Is Fergie Right About TV Money?
The old antagoniser was at it again this week, marking his return to the BBC for the first time in ten years with a statement which went to the very core of the modern game.
Sir Alex Ferguson has never mixed comfortably with authority, nor has he ever expressed delight at being told what to do.
So when the fixture list was announced for this season and the Champions League was super imposed over the top, Ferguson decided to bite the hand the feeds him and his club.
“When you shake hands with the devil you have to pay the price. Television is God at the moment,” the Scot told the BBC.
“It shows itself quite clearly because when you see the fixture lists come out now, they can pick and choose whenever they want the top teams on television,”
“You get some ridiculous situations when you’re playing on Wednesday night in Europe and then at lunchtime the following Saturday. You ask any manager if they would pick that themselves and there’d be absolutely no chance.” He added.
He went on to suggest that the clubs should see more of the £3.5 billion generated by television revenue for the Premier League, both at home and abroad.
“When you think of that I don’t think we get enough money,” he pointedly said.
So does he have a point? Well yes and no. Speaking from a purely footballing perspective there is no doubting that four games in eleven days (from Leeds on the 20th September to Norwich on the 1st October) is far from ideal, a point neatly displayed by United’s increasingly extended injury list. Rooney’s new boots are unlikely to be seen on the Old Trafford turf for a while, while Javier Hernandez, Chris Smalling, Jonny Evans and Nemanja Vidic are all suffering the consequences of one too many games.
But that is where yes ends and no begins to take over. Television and Sky have been the single biggest catalyst for change in the English game since the Premier League was created almost two decades ago, and no club more than United have been thrust into the glare of the TV spotlight and reaped the rewards.
The club took home over £60 million from TV revenues last season (the highest amount channelled to any Premier League club), while the fragmentised media revenue stream proved to be United’s most lucrative, worth £119.4 million alone.
But this doesn’t take into consideration the almost priceless commodity in which United trade around the world.
They have a following almost as fanatical in Asia as they do on home soil, a fire fuelled by the constant glow of publicity generated in the area by the presence of Premier League football on television.
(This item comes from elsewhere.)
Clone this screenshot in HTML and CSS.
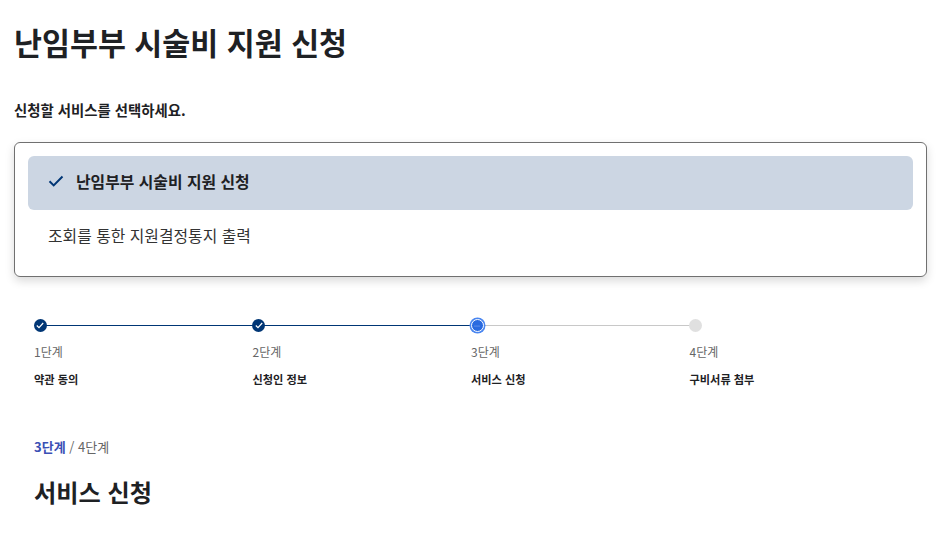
FILE: index.html
```html
<!DOCTYPE html>
<html lang="ko">
<head>
    <meta charset="UTF-8">
    <title>난임부부 시술비 지원 신청</title>
    <link rel="stylesheet" href="styles.css">
</head>
<body>
    <h1 class="page-title">난임부부 시술비 지원 신청</h1>
    <p class="select-label">신청할 서비스를 선택하세요.</p>

    <div class="service-box">
        <div class="service-item active">
            <svg class="check" width="16" height="12" viewBox="0 0 16 12"><path d="M1.5 6.2l4.2 4.2L14.5 1.5" fill="none" stroke="#003675" stroke-width="2"/></svg>
            <span>난임부부 시술비 지원 신청</span>
        </div>
        <div class="service-item">
            <span>조회를 통한 지원결정통지 출력</span>
        </div>
    </div>

    <ol class="steps">
        <li class="step done">
            <span class="dot"><svg width="8" height="7" viewBox="0 0 8 7"><path d="M.8 3.5l2.2 2.2L7.2 1" fill="none" stroke="#fff" stroke-width="1.2"/></svg></span>
            <span class="step-num">1단계</span>
            <span class="step-name">약관 동의</span>
        </li>
        <li class="step done">
            <span class="dot"><svg width="8" height="7" viewBox="0 0 8 7"><path d="M.8 3.5l2.2 2.2L7.2 1" fill="none" stroke="#fff" stroke-width="1.2"/></svg></span>
            <span class="step-num">2단계</span>
            <span class="step-name">신청인 정보</span>
        </li>
        <li class="step current">
            <span class="dot"><svg width="6" height="2" viewBox="0 0 6 2"><g fill="#9dbdf5"><circle cx="1" cy="1" r=".6"/><circle cx="3" cy="1" r=".6"/><circle cx="5" cy="1" r=".6"/></g></svg></span>
            <span class="step-num">3단계</span>
            <span class="step-name">서비스 신청</span>
        </li>
        <li class="step todo">
            <span class="dot"></span>
            <span class="step-num">4단계</span>
            <span class="step-name">구비서류 첨부</span>
        </li>
    </ol>

    <p class="step-count"><strong>3단계</strong> / 4단계</p>
    <h2 class="section-title">서비스 신청</h2>
</body>
</html>
```

FILE: styles.css
```css
body {
    font-family: "Noto Sans CJK KR", "Noto Sans", sans-serif;
    margin: 0;
    padding: 0 10px 0 14px;
    background-color: #fff;
    color: #1e2124;
    overflow: hidden;
}

.page-title {
    font-size: 30.4px;
    font-weight: 700;
    line-height: 44px;
    margin: 20px 0 0;
}

.select-label {
    font-size: 14.4px;
    font-weight: 700;
    line-height: 22px;
    margin: 35px 0 0;
}

.service-box {
    margin-top: 21px;
    padding: 13px 13px 12px;
    border: 1px solid #707070;
    border-radius: 6px;
    box-shadow: 0 4px 10px rgba(0, 0, 0, 0.15);
}

.service-item {
    display: flex;
    align-items: center;
    gap: 12px;
    height: 54px;
    padding: 0 0 4px 20px;
    box-sizing: border-box;
    font-size: 15.85px;
    font-weight: 400;
    color: #333;
    border-radius: 6px;
}

.service-item.active {
    background-color: #ccd6e3;
    color: #1e2124;
    font-weight: 700;
}

.steps {
    list-style: none;
    display: flex;
    margin: 42px 0 0;
    padding: 0 0 0 20px;
}

.step {
    position: relative;
    display: flex;
    flex-direction: column;
    width: 218.5px;
}

.dot {
    display: flex;
    align-items: center;
    justify-content: center;
    box-sizing: border-box;
    width: 13px;
    height: 13px;
    border-radius: 50%;
    margin: 0 0 11px -0.5px;
    position: relative;
    z-index: 1;
}

.step::before {
    content: "";
    position: absolute;
    top: 6px;
    left: 6px;
    width: 100%;
    height: 1px;
    background-color: #003675;
}

.step.current::before {
    background-color: #c8c8c8;
}

.step.todo::before {
    display: none;
}

.done .dot {
    background-color: #003675;
}

.current .dot {
    background-color: #2a6ae0;
    border: 1.5px solid #fff;
    box-shadow: 0 0 0 1.5px #4a86f0;
}

.todo .dot {
    background-color: #e0e0e0;
}

.step-num {
    font-size: 12px;
    line-height: 18px;
    color: #666;
}

.step-name {
    font-size: 11.2px;
    font-weight: 700;
    line-height: 16px;
    margin-top: 10px;
}

.step-count {
    font-size: 13px;
    line-height: 20px;
    margin: 50px 0 0 20px;
    color: #666;
}

.step-count strong {
    color: #3b50b5;
}

.section-title {
    font-size: 24.2px;
    font-weight: 700;
    line-height: 36px;
    margin: 17px 0 0 20px;
}
```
The fact that United are seeking flotation on the Singapore Stock Market is testament to their power in the area – one can only guess at how small a profile the club would have in the area and how much revenue lost through merchandise and more if the Premier League wasn’t exported round the world and into the homes of millions by the broadcast companies that Ferguson so openly criticises.
Of course Ferguson has every right to hit out at the fixture list, he is first and foremost a football manager charged with winning on the football field, and if he feels coerced by those above and around him, he is likely to hit out at what he believes to be injustice.
But in charge of a club saddled with debt with owners who are desperately trying to relieve said debt (believed to be around £300 million according to the Financial Times) he may have to face up to the realities of the modern game; his club are in bed with television, and they do pretty damn well out of it, and nothing is going to change that any time soon.